There is no real good reason not to seal an engine compartment nowadays and efficiencies could be made by doing so. Does a Tesla even have an engine compartment?
In general, it was a poor anology and in detail a counterproductive one, IMNSHO
For the average user this is the best possible solution.
A typical user is far more likely to consider they can count on their phone for, let's say, 8 hours, than consider "I can get full performance for 6 hours, but after that I am without a phone".
I agree that Apple should have been more transparent about what it is doing and allow users the option to change change how the phone behaves - after all, some people are going to insist on maximum frame rates for Candy Crush, rather than insisting their phone lasts the whole day.
No, the REAL solution should be a requirement that batteries be user-replaceable without tools. I don't care if it makes the phone fat. Anything less is not just Planned Obsolescence (which should be illegal as Not Fit For Purpose--Fit For Purpose should be designed to last as long as technologically practical in the field, if for anything else to control landfill) but also a fire risk since it discourages changing out batteries when they get into risk zones (battery bulges and so on). This is one reason I now take a shy to most rechargeable tat; they don't allow you to change out the battery when they inevitably wear out.
This is similar to what Honda has done with Civic Hybrid cars. Rather than constantly replacing poorly designed "IMA" systems under warranty, they changed the software to stop using it and stop reporting failures. (I had the 2005 Hybrid Accord that was such an epic disaster that I got a lemon law refund.)
"The last update turned my nexus from something still worthwhile to have lying around to utterly unusable a year or so ago. I wouldnt be at all surprised if google did it too."

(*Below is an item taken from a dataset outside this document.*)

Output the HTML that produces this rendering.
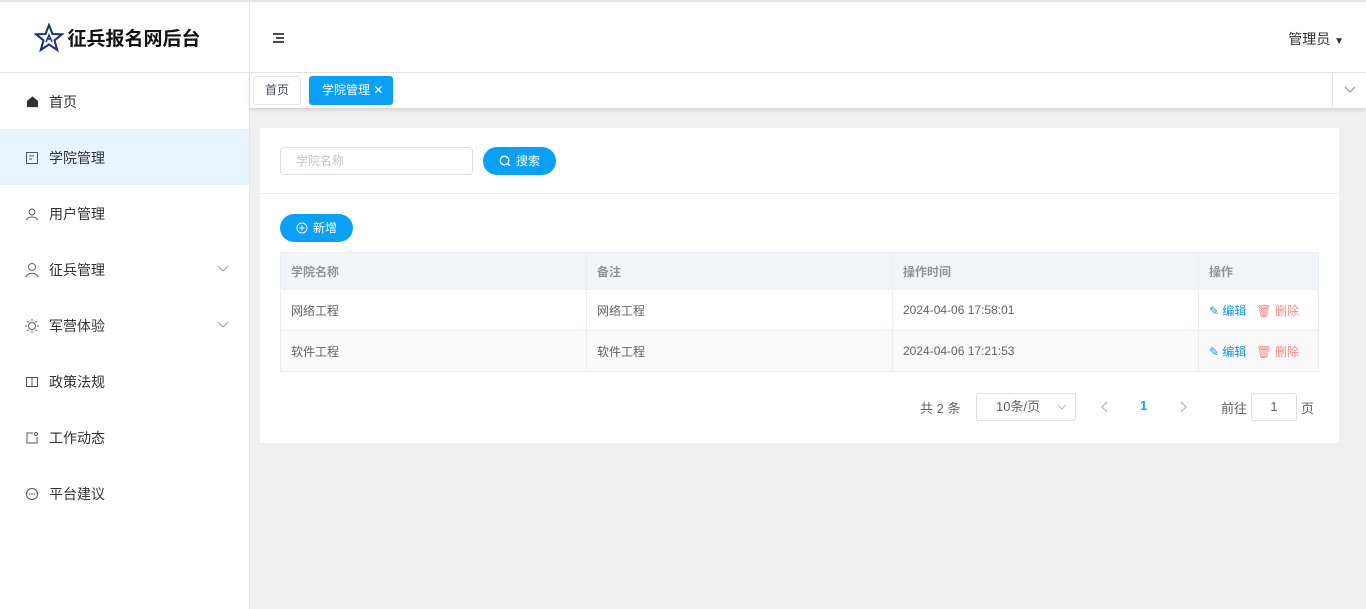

Luckily, Nexus devices have a plethora of custom ROMS that can be flashed to them to remedy this:
https://forum.xda-developers.com/nexus-7
The problems is leakage and volume
Look here for leacage:
https://www.tecategroup.com/ultracapacitors-supercapacitors/ultracapacitor-FAQ.php
0.03mA might not seem much, but if you have them at 100% capacity you have 1.6mA, and you probably want them fully charged.. and that is a problem.
So you would need electronics to have them at the best compromise charge level, and also to prevent the supercaps from damaging the battery by leaving it 100% flat.. also you need electronics to balance the supercaps and adjust voltages.
Conclusion: you need to have your own specific IC to control these supercaps plus the real state for them to be inside the phone.
I would say that a company like apple should have the resources to pull this trick, but it is not as simple as just using supercaps. It only is if you are connected to a power supply.
Note: I know about this becuase I designed a system with supercaps, and they are trickier than you might think. I ended up dumping them as the cost was too high (5$ I think, considering board plus components, not supercaps) and they consumed way to much space in my board. They do work brilliantly.
I ended up using a Ni-Mh OTS solution. Lithium is not something I want to be responsible for (as in fires, etc)
It would be good if Apple used some of their huge cash pile to spend money on R&D into better battery technology than just pushing their phone CPU to be faster in each new iPhone model. It is about time we had a battery that can power a phone for longer than a day without needing to be recharged.
I remember reading on here an article where a guy from ARM said how their was more energy stored in a chocolate bar than a standard phone battery. I know its not practical to slot a Dairy Milk into your phone but I would be willing to accept a battery than was 'consumed' by the phone as it was used and needed to be replace say once a month if that could give me a month of use out of my phone.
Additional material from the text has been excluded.